Hume stepped down from the leadership of the Social Democratic and Labour Party in 2001. He announced his complete retirement from politics in 2004.



Recognition

As one of the key figures behind the resolution of the situation in Northern Ireland, John Hume was awarded the Nobel Peace Prize in 1998 alongside Unionist leader David Trimble. He also received the Gandhi Peace Prize and the Martin Luther King Award, which makes him the only recipient of the three major peace prizes. He has also received numerous honorary doctorates, mostly from universities based in the United States. In 2012, Pope Benedict XVI gave Hume the title of Knight Commander of the Papal Order of St. Gregory the Great.

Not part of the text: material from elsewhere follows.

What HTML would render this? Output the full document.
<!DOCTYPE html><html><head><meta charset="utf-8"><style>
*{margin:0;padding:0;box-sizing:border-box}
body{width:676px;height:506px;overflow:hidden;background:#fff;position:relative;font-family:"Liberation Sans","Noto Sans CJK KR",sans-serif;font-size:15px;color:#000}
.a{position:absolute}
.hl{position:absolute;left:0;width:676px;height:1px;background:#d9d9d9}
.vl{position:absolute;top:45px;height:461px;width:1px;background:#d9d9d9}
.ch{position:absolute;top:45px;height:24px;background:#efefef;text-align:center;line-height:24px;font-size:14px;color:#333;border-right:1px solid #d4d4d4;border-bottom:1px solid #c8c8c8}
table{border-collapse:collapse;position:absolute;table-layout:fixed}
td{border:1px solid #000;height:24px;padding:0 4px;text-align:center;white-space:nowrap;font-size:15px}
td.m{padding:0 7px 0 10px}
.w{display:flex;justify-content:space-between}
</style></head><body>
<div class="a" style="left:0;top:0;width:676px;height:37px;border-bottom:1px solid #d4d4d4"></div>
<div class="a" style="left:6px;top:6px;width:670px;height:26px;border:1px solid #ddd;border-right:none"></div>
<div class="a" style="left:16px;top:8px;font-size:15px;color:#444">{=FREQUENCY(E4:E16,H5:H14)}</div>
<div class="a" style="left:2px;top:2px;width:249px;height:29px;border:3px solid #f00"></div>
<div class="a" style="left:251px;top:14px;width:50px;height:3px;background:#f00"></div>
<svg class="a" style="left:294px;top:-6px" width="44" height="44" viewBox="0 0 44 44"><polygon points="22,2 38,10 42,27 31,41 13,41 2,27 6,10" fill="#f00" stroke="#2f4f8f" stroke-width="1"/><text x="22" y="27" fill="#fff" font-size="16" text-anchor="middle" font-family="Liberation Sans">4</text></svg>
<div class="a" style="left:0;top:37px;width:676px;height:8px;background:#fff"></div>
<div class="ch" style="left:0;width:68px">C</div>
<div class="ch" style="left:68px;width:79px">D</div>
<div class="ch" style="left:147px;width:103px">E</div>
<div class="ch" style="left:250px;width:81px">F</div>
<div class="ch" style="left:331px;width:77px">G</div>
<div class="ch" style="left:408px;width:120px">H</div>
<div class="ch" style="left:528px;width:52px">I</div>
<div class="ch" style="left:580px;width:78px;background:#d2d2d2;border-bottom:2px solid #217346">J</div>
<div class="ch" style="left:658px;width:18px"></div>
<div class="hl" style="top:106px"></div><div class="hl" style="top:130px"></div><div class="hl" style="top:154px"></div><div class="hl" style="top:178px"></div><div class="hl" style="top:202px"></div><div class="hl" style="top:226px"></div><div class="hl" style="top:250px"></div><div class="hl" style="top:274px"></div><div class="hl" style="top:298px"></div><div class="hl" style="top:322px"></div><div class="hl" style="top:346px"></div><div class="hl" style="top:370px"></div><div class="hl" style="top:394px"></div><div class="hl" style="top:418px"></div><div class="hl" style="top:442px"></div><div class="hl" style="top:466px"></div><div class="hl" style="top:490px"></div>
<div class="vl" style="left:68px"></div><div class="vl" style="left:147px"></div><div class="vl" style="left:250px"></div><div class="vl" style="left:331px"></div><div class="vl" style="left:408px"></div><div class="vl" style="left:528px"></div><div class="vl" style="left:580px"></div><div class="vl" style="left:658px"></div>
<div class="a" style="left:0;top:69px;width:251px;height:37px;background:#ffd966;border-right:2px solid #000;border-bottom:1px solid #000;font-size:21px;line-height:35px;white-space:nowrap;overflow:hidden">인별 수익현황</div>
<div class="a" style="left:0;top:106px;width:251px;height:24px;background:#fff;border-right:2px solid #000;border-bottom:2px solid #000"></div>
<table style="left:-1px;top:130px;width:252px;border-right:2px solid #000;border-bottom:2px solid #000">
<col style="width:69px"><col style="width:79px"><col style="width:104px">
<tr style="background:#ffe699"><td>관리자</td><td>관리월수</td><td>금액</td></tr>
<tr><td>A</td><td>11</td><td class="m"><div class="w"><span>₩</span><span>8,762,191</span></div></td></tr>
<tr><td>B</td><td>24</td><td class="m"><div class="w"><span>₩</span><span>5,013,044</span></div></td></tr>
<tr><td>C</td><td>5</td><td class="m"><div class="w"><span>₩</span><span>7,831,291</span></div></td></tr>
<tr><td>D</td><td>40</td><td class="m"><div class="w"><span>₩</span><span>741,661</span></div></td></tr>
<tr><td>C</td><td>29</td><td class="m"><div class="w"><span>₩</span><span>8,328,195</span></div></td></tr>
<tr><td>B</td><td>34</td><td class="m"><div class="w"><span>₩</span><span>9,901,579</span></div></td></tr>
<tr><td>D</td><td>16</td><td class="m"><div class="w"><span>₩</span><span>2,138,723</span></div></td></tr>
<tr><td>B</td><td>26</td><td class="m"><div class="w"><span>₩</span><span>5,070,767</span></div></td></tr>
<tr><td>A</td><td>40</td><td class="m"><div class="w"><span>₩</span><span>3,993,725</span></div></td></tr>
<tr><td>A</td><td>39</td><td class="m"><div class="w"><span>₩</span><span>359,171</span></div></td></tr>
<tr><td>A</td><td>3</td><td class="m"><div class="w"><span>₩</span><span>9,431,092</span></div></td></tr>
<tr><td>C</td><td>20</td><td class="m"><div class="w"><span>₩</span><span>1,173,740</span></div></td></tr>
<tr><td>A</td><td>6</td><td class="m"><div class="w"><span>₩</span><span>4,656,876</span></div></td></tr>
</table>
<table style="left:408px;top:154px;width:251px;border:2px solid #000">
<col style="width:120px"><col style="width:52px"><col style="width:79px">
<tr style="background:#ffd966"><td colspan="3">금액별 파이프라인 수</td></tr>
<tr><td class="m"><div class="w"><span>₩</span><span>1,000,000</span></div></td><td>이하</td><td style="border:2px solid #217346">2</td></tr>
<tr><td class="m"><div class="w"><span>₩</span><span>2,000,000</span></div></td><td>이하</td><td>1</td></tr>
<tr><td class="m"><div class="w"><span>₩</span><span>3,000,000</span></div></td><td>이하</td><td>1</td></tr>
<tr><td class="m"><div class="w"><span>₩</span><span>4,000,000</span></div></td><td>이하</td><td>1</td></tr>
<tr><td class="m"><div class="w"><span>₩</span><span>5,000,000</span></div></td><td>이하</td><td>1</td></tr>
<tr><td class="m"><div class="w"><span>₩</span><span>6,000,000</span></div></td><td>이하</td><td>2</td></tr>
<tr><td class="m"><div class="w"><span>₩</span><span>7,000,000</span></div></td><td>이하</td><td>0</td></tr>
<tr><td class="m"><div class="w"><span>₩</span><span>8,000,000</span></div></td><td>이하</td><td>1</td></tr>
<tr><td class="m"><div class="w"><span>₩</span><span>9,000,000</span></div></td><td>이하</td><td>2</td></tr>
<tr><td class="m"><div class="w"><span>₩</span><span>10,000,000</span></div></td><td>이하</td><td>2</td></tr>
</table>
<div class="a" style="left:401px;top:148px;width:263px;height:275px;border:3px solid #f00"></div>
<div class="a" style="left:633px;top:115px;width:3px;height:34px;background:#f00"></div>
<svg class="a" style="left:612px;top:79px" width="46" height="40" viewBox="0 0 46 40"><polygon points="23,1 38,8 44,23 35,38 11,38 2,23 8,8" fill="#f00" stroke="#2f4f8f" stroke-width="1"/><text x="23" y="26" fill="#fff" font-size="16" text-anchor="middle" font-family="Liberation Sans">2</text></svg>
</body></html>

Hume is considered to be the driving force behind many of the political events in Northern Ireland. Because of his peaceful ideals and the great results he has achieved he is widely admired and respected by the people. In 2010, he was pronounced the Greatest Person in Ireland; a title won by a nationwide television poll. Upon his retirement, even his political opponents decided to pay their utmost respect to him.

Later life

Despite his official retirement from politics in 2004, John Hume remained consistent with his social activism. He continued to promote issues such as European integration, and he was involved in charitable campaigns which try to combat poverty. He has had a few public speeches, including visits to different universities. He also served as the president of the Derry Football Club, which he has supported his entire life. He stayed involved in the International Credit Union, an area he has been invested in since the early beginnings of his activism.

Unfortunately, due to an illness he had in the 1990s, he suffered brain damage, and he now has a form of dementia and memory loss. He lives with his wife Patricia, with whom he has three daughters and two sons.